Happy Lunar New Year — the year of the Fire Horse!
The Lunar New Year widely celebrated in Korea, Mongolia, Ryukyu, Taiwan, Tibet, and Vietnam… and historically, Japan. Although China is a diverse country and with people such as the Dai, Miao, Kazakhs, and Uyghurs (who mark other dates as the beginning of the new year), Lunar New Year is also, of course, celebrated across China and by most of China’s roughly 50 million diasporic Chinese. For this reason — and others — Lunar New Year is often referred to as Chinese New Year.
POWER SOFT AND HARD
Chinese New Year is one of the tools in the arsenal China’s soft power — like Chinese restaurants, Hanzi smatter tattooes, and Labubus. China’s Ministry of Culture and Tourism and other agencies use Lunar New Year to promote a benevolent image of a China focused on harmony and renewal — which is quite a contrast with the US — a nation that wields soft power (e.g. pop music, Hollywood films, social media platforms, etc) but backs it up with the coercive threat of hard power, too. That’s not to suggest that China is governed by committed pacifists. In the last 50 years, the PRC has engaged in military skirmishes with India, the Philippines, and Vietnam — and nearly continuously harassed Taiwan which, although never governed by the People’s Republic of China, is somehow supposedly integral to its existence… but nothing that approaches the imperialist interventions of the US during the same period, which have seen military actions in Afghanistan, Albania, Angola, Bosnia and Herzegovina, Cambodia, Chad, Colombia, Côte d’Ivoire, Cuba, Cyprus, the Democratic Republic of the Congo, Djibouti, Egypt, El Salvador, Ethiopia, Gabon, Grenada, Guatemala, Guinea-Bissau,Haiti, Indonesia, Iran, Iraq, Jordan, Kenya, Kuwait, Laos, Lebanon, Liberia, Libya, Mali, Mauritania, Niger, Nigeria, Oman, Palestine, Pakistan, Panama, Peru, the Philippines, Rwanda, Saudi Arabia, Sierra Leone, Somalia, South Sudan, Sudan, Syria, Thailand, Turkey, Uganda, United Arab Emirates, Vietnam, Yemen, and Yugoslavia… to name a few.

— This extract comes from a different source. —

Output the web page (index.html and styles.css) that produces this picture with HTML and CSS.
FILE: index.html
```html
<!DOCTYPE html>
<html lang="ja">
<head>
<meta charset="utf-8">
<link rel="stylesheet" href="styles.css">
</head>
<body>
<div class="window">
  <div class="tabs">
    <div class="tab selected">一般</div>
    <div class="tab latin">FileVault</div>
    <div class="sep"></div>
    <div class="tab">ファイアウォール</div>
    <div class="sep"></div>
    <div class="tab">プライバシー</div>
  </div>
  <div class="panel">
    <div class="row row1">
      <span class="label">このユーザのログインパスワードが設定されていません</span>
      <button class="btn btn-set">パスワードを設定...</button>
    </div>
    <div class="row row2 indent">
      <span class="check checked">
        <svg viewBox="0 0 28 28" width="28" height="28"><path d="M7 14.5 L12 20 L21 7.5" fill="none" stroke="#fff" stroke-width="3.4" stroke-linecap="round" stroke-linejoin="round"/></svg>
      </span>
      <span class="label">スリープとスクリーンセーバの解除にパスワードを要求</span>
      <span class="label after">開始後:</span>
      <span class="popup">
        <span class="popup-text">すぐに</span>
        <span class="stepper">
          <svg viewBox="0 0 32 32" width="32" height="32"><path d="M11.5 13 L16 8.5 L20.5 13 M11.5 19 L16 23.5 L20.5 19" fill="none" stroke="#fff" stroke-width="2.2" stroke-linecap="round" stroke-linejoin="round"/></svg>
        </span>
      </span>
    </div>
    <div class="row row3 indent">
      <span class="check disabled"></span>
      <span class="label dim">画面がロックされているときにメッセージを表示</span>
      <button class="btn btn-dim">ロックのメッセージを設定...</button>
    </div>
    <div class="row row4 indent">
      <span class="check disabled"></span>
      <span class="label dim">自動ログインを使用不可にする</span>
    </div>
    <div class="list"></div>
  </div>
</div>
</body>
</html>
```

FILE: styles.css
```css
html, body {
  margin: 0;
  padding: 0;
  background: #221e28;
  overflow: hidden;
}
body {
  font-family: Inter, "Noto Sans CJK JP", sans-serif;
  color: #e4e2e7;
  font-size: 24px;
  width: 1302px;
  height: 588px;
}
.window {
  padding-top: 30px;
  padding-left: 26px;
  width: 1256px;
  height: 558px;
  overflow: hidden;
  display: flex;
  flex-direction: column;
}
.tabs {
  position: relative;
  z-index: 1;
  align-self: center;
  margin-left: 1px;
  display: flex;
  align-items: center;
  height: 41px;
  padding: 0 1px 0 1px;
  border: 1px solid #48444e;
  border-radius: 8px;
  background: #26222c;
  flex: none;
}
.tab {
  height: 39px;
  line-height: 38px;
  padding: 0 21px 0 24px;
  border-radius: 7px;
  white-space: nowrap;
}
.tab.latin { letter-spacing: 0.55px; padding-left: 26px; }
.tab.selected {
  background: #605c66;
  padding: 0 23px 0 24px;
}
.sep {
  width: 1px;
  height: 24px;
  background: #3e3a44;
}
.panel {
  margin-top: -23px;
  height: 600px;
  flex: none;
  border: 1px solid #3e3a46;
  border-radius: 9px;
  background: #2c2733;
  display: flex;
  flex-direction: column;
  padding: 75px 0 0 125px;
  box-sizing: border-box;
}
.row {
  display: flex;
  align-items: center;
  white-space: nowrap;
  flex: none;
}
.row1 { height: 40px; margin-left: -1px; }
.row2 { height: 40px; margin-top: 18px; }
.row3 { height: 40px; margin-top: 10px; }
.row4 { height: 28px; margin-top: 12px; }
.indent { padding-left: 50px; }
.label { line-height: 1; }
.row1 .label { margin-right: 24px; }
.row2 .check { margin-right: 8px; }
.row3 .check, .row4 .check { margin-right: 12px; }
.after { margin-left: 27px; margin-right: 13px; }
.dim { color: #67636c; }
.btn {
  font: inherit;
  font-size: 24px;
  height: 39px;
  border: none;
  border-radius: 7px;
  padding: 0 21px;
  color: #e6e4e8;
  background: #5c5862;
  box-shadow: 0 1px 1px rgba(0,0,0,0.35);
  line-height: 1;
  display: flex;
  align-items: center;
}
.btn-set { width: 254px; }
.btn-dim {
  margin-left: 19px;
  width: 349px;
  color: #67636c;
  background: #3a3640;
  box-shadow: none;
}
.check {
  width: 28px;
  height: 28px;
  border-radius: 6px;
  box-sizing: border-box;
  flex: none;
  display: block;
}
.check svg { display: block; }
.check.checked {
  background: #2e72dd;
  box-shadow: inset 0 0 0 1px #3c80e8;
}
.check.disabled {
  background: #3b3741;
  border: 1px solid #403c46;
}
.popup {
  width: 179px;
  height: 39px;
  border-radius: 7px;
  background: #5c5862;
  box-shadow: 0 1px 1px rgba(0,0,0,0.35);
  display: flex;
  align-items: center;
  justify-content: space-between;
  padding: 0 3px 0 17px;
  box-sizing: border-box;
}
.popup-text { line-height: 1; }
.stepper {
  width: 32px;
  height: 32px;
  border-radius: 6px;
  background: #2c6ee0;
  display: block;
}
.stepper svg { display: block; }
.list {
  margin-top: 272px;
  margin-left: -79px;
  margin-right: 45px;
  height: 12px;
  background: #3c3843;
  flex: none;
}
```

As someone who categorically opposes repression, imperialism, torture, environmental devastation, forced labor, and forced re-education — and who values democracy and civil liberties — you will not often find me championing the regimes of either China nor the US — nor the governments of many other countries, for that matter. I do, though, prefer soft power to hard power. The disparity in global presence is what led me to reflect on the literature of empire and influence — topics which were on my mind after reading Daniel Immerwahr‘s How to Hide an Empire: A History of the Greater United States and Jung Chang‘s Big Sister, Little Sister, Red Sister: Three Women at the Heart of Twentieth-Century China. So I made a map of both Greater America and China and Chinatowns. Americans don’t really do American enclaves. You won’t find “Americatowns” when traveling. What you will find, however, are American military bases which, for better or for worse, are our country’s closest equivalent. You won’t find all of them, though, because whilst Chinatowns are promoted, the locations and existence of many American military bases are classified.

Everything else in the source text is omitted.